====== Provided material
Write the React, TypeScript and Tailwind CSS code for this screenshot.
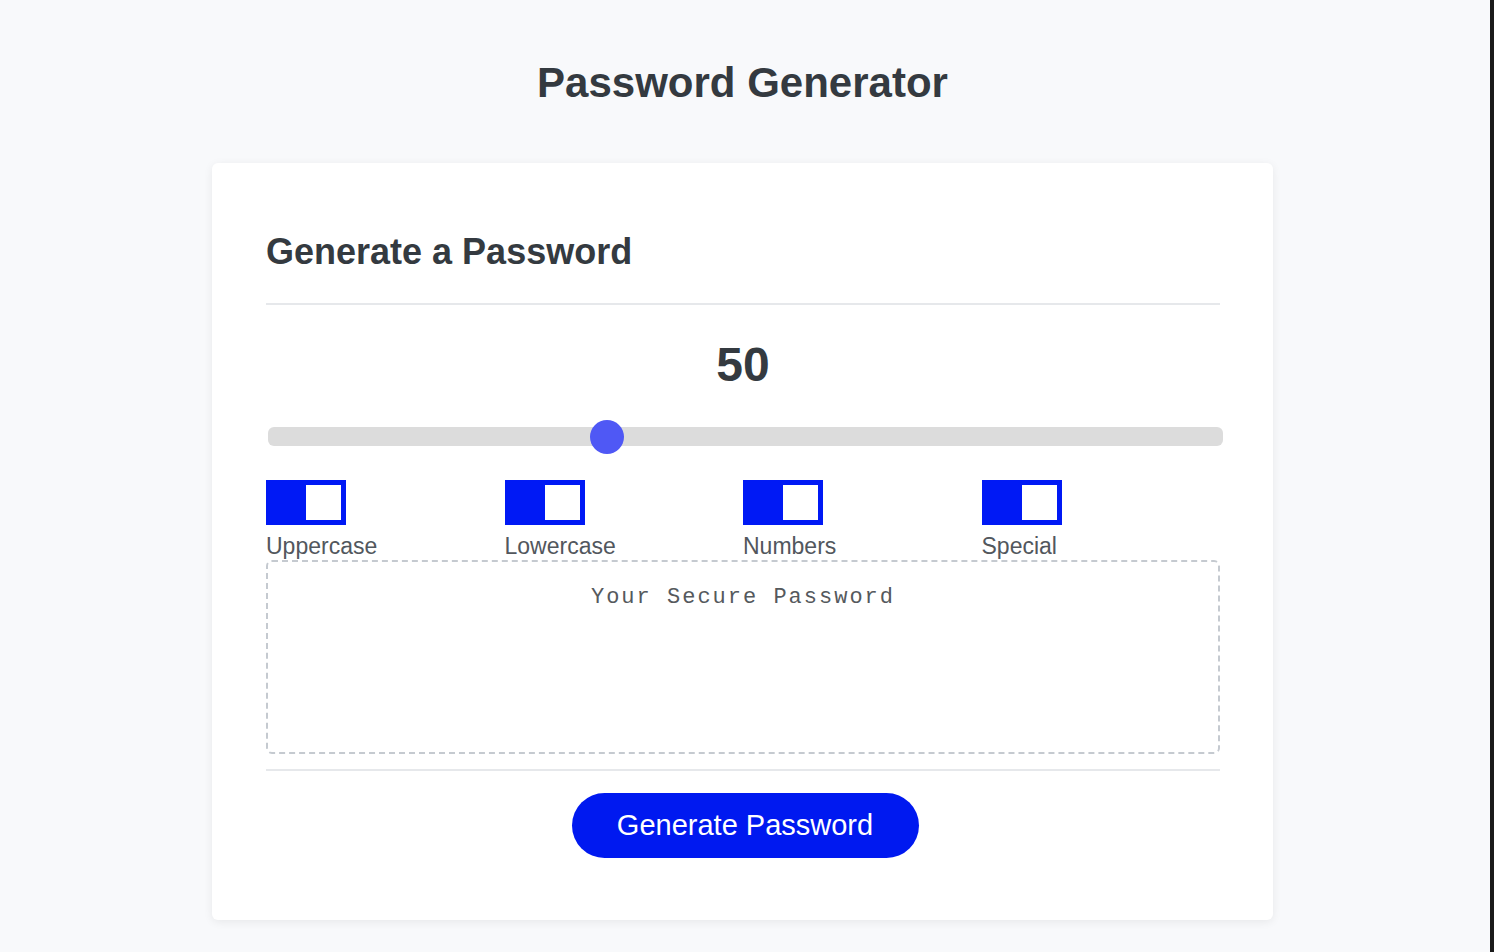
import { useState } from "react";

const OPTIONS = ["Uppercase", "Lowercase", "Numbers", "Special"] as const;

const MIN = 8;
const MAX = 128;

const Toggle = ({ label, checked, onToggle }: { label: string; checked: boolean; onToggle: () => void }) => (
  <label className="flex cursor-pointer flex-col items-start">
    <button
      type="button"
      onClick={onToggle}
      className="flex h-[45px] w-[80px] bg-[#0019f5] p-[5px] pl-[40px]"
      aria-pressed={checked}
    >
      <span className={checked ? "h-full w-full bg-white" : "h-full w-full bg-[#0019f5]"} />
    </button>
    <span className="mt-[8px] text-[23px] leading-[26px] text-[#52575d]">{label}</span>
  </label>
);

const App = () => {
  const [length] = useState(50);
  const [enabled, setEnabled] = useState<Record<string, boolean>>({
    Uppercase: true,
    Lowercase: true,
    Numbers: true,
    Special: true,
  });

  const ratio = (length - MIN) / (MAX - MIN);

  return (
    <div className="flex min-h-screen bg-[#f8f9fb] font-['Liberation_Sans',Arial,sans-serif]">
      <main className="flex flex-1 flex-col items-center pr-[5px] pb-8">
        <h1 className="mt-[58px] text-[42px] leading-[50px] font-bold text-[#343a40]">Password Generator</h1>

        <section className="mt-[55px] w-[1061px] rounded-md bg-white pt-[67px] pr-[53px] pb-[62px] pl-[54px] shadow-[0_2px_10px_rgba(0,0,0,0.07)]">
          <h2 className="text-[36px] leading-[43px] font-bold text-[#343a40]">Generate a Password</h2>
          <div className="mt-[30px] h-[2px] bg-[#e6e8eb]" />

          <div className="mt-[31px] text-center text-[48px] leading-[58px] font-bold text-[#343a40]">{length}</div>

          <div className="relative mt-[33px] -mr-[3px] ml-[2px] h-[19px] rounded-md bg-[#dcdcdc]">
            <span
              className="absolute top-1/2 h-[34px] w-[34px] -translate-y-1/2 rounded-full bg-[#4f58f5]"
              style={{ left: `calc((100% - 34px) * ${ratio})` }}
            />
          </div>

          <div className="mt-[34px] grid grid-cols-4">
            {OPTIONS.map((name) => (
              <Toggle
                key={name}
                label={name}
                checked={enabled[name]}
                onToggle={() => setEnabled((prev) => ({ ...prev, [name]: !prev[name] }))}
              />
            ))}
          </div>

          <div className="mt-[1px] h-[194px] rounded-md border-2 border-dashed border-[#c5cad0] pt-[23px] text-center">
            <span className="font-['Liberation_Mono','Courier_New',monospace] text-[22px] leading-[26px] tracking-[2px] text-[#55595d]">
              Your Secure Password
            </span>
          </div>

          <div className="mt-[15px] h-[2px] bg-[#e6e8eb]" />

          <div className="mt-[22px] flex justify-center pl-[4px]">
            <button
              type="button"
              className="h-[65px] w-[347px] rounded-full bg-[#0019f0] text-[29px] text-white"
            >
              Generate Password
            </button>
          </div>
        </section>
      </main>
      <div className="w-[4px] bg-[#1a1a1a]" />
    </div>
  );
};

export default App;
============
Your instructions: Transcribe the full listing above exactly, with the images removed.

Result for this exercise:
Write the React, TypeScript and Tailwind CSS code for this screenshot.
import { useState } from "react";

const OPTIONS = ["Uppercase", "Lowercase", "Numbers", "Special"] as const;

const MIN = 8;
const MAX = 128;

const Toggle = ({ label, checked, onToggle }: { label: string; checked: boolean; onToggle: () => void }) => (
  <label className="flex cursor-pointer flex-col items-start">
    <button
      type="button"
      onClick={onToggle}
      className="flex h-[45px] w-[80px] bg-[#0019f5] p-[5px] pl-[40px]"
      aria-pressed={checked}
    >
      <span className={checked ? "h-full w-full bg-white" : "h-full w-full bg-[#0019f5]"} />
    </button>
    <span className="mt-[8px] text-[23px] leading-[26px] text-[#52575d]">{label}</span>
  </label>
);

const App = () => {
  const [length] = useState(50);
  const [enabled, setEnabled] = useState<Record<string, boolean>>({
    Uppercase: true,
    Lowercase: true,
    Numbers: true,
    Special: true,
  });

  const ratio = (length - MIN) / (MAX - MIN);

  return (
    <div className="flex min-h-screen bg-[#f8f9fb] font-['Liberation_Sans',Arial,sans-serif]">
      <main className="flex flex-1 flex-col items-center pr-[5px] pb-8">
        <h1 className="mt-[58px] text-[42px] leading-[50px] font-bold text-[#343a40]">Password Generator</h1>

        <section className="mt-[55px] w-[1061px] rounded-md bg-white pt-[67px] pr-[53px] pb-[62px] pl-[54px] shadow-[0_2px_10px_rgba(0,0,0,0.07)]">
          <h2 className="text-[36px] leading-[43px] font-bold text-[#343a40]">Generate a Password</h2>
          <div className="mt-[30px] h-[2px] bg-[#e6e8eb]" />

          <div className="mt-[31px] text-center text-[48px] leading-[58px] font-bold text-[#343a40]">{length}</div>

          <div className="relative mt-[33px] -mr-[3px] ml-[2px] h-[19px] rounded-md bg-[#dcdcdc]">
            <span
              className="absolute top-1/2 h-[34px] w-[34px] -translate-y-1/2 rounded-full bg-[#4f58f5]"
              style={{ left: `calc((100% - 34px) * ${ratio})` }}
            />
          </div>

          <div className="mt-[34px] grid grid-cols-4">
            {OPTIONS.map((name) => (
              <Toggle
                key={name}
                label={name}
                checked={enabled[name]}
                onToggle={() => setEnabled((prev) => ({ ...prev, [name]: !prev[name] }))}
              />
            ))}
          </div>

          <div className="mt-[1px] h-[194px] rounded-md border-2 border-dashed border-[#c5cad0] pt-[23px] text-center">
            <span className="font-['Liberation_Mono','Courier_New',monospace] text-[22px] leading-[26px] tracking-[2px] text-[#55595d]">
              Your Secure Password
            </span>
          </div>

          <div className="mt-[15px] h-[2px] bg-[#e6e8eb]" />

          <div className="mt-[22px] flex justify-center pl-[4px]">
            <button
              type="button"
              className="h-[65px] w-[347px] rounded-full bg-[#0019f0] text-[29px] text-white"
            >
              Generate Password
            </button>
          </div>
        </section>
      </main>
      <div className="w-[4px] bg-[#1a1a1a]" />
    </div>
  );
};

export default App;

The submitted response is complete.